How this calculator helps with homework, tutoring, and test prep
This slope word problems calculator is especially useful for students who need to move quickly from story language to a mathematical model. Tutors can use it to demonstrate how two data points produce a line. Teachers can use the graph to explain why positive and negative slopes look different. Parents helping with homework can use the result display to verify answers before checking a workbook or online platform. Because the tool also computes the line equation when possible, it supports next-step algebra tasks such as predicting future values, finding missing outputs, and comparing rates across scenarios.

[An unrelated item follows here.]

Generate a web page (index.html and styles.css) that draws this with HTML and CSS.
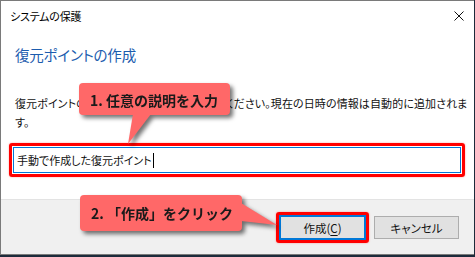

If you are preparing for algebra exams, the best strategy is not just entering numbers and reading the answer. Instead, identify the variables yourself, predict whether the slope should be positive or negative, then use the calculator to confirm. This approach builds intuition. Over time, you will begin to recognize slope patterns automatically: travel problems often produce speed, shopping problems produce unit price, work problems produce hourly rates, and temperature stories often produce negative slopes when cooling.
Best practices for reliable results
- Write the ordered pairs before typing them into the calculator.
- Keep units consistent across both points.
- Check whether x-values are different before calculating.
- Interpret the sign of the slope in context.
- Use the graph as a final reasonableness check.
Final takeaway
A slope word problems calculator is most valuable when it does more than generate a number. It should help you understand how the relationship behaves, what the rate means, and how the line would look on a graph. Whether you are analyzing motion, cost, salary, temperature, or long-term trends, slope is one of the most useful concepts in mathematics because it connects formulas to real decisions. Use the calculator above to compute the rate of change, inspect the graph, and strengthen your understanding of linear relationships in practical settings.